*EXERCISE:*
Locate each line below that includes "styles" and reproduce it.

[Web page code records]
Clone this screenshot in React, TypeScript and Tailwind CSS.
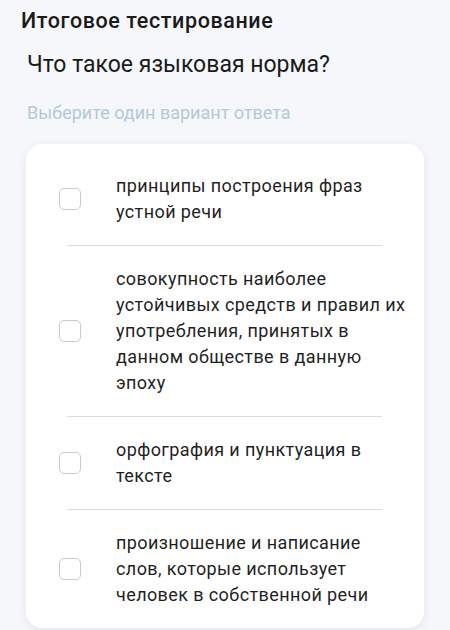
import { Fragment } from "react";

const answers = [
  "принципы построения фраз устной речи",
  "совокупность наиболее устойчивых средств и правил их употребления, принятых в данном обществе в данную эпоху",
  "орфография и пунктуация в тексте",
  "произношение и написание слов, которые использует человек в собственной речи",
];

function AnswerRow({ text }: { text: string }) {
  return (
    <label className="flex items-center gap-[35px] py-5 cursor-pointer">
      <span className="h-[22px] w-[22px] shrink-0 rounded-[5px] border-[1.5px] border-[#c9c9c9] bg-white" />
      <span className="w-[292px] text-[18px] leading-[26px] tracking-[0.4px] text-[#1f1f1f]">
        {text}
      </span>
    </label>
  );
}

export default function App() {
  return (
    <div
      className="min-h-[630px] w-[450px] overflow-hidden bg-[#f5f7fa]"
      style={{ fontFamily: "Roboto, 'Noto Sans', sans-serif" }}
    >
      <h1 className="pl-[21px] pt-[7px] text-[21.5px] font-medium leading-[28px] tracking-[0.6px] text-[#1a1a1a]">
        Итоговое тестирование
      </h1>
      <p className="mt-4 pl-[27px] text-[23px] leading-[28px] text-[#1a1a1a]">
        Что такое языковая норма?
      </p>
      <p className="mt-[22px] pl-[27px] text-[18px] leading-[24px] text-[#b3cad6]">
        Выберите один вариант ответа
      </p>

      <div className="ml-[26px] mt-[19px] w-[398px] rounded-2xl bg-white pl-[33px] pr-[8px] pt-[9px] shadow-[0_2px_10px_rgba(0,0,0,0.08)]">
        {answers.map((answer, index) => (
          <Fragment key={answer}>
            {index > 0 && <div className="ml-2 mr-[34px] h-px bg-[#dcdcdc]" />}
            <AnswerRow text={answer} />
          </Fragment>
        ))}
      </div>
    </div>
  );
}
* * *
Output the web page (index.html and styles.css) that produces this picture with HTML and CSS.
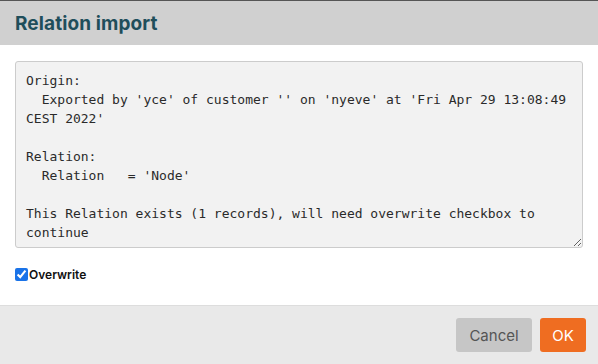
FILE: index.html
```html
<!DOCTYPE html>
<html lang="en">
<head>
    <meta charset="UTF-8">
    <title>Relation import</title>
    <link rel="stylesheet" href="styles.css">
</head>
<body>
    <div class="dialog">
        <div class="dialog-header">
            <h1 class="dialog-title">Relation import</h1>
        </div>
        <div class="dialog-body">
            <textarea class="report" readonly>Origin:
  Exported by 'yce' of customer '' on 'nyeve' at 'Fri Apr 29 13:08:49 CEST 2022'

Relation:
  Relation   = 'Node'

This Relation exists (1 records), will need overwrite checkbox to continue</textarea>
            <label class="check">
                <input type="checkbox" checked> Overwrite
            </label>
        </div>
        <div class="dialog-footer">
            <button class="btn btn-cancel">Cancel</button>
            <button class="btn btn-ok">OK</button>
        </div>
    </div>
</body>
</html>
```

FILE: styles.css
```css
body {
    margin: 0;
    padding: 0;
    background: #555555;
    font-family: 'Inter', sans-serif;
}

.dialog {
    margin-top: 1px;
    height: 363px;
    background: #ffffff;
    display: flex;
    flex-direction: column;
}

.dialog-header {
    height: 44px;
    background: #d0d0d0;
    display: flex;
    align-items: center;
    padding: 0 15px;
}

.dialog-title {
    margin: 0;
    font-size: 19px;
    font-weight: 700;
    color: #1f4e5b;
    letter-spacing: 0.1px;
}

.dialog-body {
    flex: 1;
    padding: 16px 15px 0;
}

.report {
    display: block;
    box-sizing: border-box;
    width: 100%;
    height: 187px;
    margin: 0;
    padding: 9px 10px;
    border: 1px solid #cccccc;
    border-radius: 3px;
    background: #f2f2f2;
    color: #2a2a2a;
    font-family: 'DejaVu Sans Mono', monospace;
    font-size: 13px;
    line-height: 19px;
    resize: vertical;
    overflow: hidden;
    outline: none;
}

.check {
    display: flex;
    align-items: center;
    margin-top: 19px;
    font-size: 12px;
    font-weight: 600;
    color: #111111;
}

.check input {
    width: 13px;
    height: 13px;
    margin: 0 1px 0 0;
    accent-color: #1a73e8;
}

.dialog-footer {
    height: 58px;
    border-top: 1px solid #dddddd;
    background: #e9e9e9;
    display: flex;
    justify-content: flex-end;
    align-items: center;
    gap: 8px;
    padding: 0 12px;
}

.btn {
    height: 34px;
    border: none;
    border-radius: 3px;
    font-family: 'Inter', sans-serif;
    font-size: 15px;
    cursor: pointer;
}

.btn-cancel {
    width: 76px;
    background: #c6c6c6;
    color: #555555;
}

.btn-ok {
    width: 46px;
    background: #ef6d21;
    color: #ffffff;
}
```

*THE REPLY:*
Output the web page (index.html and styles.css) that produces this picture with HTML and CSS.
    <link rel="stylesheet" href="styles.css">
FILE: styles.css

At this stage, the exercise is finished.